Entries from a dataset:
========================================================================
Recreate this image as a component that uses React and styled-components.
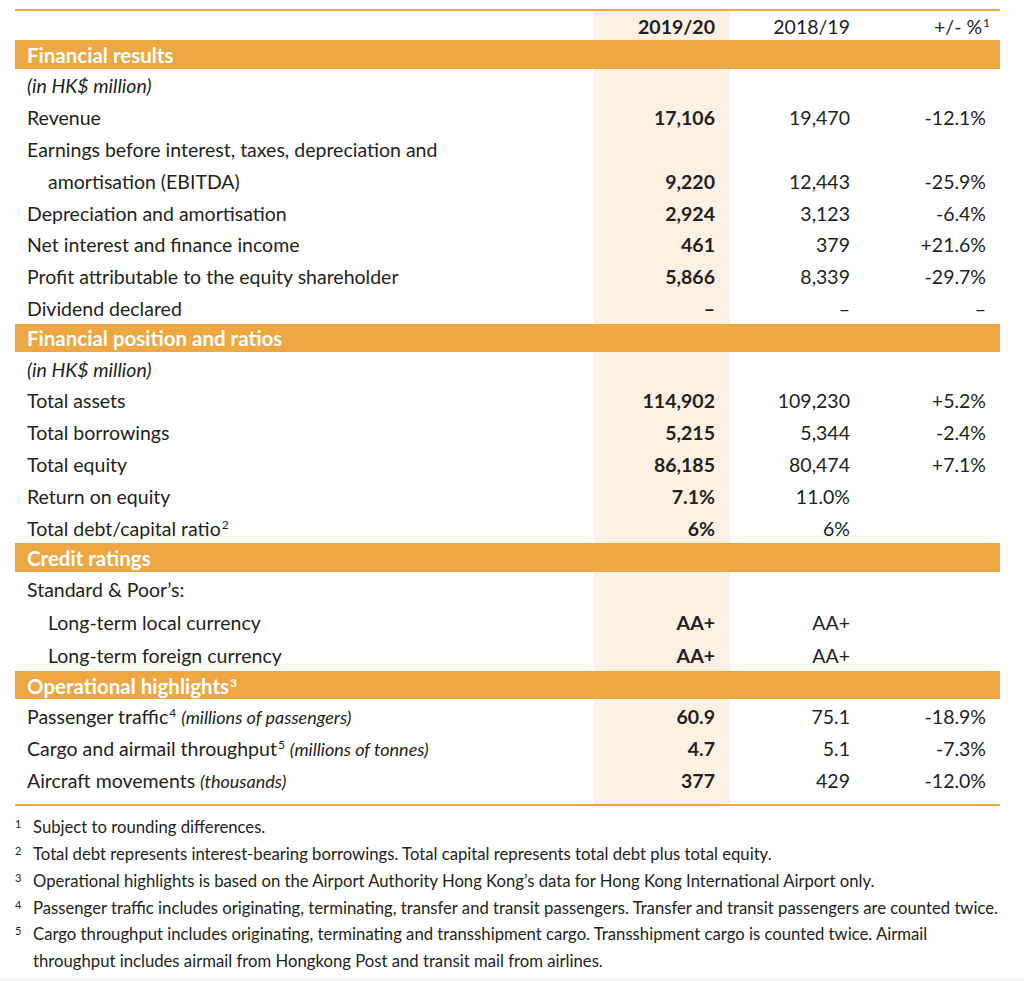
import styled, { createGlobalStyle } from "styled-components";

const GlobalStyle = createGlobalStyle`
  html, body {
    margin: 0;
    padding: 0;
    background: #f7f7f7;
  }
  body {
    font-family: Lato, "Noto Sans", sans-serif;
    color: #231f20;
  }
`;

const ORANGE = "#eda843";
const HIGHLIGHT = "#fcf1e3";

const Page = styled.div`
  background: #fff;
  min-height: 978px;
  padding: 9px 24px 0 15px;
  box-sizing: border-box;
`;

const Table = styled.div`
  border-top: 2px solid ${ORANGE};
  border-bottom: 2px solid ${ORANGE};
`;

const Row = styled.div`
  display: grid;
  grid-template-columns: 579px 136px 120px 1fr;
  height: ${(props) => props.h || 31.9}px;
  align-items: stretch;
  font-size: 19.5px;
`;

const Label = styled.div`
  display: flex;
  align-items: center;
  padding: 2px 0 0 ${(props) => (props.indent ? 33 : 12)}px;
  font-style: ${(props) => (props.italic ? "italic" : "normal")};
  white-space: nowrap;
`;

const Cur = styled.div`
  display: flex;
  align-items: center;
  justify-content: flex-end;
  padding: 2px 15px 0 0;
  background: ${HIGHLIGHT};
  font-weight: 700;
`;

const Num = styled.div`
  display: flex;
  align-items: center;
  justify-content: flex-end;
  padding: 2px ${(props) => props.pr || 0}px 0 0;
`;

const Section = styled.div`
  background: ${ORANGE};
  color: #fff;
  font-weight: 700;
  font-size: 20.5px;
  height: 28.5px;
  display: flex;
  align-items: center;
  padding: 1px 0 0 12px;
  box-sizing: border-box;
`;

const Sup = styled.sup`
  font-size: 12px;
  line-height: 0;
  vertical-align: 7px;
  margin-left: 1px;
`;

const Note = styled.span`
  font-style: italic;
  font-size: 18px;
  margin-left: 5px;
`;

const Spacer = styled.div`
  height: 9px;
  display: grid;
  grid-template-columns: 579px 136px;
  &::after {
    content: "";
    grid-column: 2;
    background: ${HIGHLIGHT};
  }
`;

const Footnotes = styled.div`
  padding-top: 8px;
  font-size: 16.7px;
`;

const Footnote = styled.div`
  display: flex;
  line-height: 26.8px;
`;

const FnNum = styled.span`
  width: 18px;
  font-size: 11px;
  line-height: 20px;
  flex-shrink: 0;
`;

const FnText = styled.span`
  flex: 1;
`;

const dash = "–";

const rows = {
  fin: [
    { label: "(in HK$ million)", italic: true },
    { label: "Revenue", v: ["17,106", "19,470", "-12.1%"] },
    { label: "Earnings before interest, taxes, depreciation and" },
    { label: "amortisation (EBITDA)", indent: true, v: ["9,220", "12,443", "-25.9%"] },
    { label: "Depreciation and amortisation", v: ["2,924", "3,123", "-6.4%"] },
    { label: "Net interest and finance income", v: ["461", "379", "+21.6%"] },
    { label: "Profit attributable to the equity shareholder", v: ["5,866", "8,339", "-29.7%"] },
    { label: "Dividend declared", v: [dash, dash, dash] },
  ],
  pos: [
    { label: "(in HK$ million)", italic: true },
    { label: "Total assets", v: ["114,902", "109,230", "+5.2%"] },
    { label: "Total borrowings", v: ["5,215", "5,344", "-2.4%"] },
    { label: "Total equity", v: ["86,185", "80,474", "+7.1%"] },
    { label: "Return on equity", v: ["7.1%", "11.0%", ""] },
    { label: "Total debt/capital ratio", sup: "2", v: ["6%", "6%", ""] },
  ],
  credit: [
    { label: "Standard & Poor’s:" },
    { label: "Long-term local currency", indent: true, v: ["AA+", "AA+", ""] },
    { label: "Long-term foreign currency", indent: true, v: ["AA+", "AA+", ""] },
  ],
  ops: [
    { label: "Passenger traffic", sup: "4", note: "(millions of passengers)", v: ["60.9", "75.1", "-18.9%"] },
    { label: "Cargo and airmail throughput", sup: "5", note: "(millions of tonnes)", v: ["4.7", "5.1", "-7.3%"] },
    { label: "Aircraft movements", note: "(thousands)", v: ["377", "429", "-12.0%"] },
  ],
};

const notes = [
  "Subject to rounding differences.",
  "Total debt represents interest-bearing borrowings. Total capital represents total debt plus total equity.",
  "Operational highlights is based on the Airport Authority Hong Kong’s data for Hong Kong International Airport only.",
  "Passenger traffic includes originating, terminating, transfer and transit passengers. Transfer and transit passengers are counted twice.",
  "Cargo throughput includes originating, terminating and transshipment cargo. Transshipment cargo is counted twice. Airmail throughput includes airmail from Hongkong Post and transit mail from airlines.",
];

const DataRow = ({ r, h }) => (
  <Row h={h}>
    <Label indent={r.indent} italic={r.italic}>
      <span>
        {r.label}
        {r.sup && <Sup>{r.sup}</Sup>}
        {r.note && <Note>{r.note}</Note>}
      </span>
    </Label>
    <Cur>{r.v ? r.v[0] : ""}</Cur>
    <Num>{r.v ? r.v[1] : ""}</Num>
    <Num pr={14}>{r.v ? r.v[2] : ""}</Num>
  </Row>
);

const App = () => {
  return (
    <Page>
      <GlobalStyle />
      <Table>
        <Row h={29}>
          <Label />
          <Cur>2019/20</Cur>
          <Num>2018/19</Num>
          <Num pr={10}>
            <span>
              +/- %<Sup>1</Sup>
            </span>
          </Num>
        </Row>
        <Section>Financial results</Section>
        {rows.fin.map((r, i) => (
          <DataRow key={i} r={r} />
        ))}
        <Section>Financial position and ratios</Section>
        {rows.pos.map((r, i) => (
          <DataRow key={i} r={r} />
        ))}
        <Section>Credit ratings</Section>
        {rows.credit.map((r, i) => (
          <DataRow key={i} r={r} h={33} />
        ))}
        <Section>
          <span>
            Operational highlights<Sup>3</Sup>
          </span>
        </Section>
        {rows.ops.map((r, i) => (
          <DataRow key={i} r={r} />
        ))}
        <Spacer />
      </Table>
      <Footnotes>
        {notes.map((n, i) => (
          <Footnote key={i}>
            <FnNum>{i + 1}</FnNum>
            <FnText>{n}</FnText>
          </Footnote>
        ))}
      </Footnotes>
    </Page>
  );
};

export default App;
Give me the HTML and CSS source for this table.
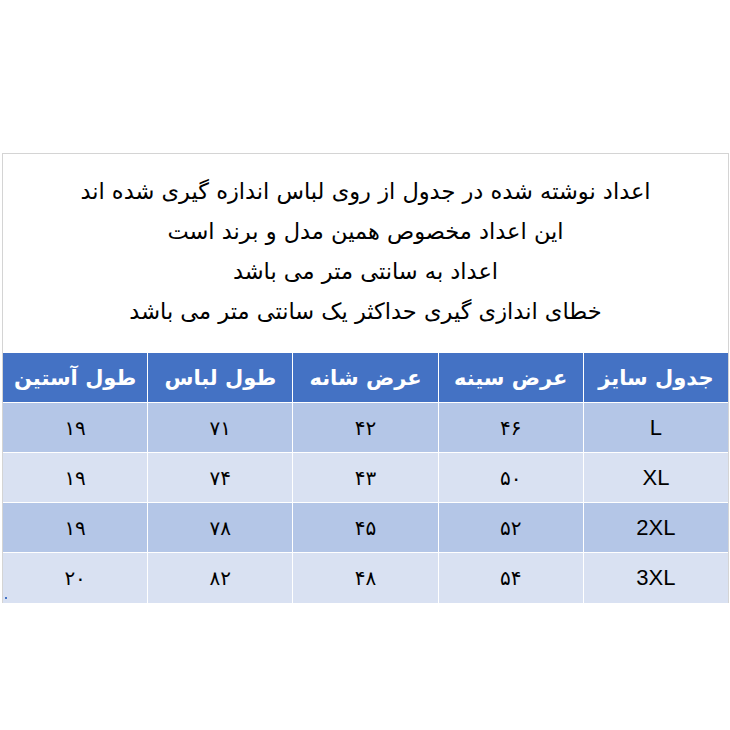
========================================================================
▶ _Exercise goal_: Every line that holds the string "components" should be returned.

▶ _Task response_:
Recreate this image as a component that uses React and styled-components.
import styled, { createGlobalStyle } from "styled-components";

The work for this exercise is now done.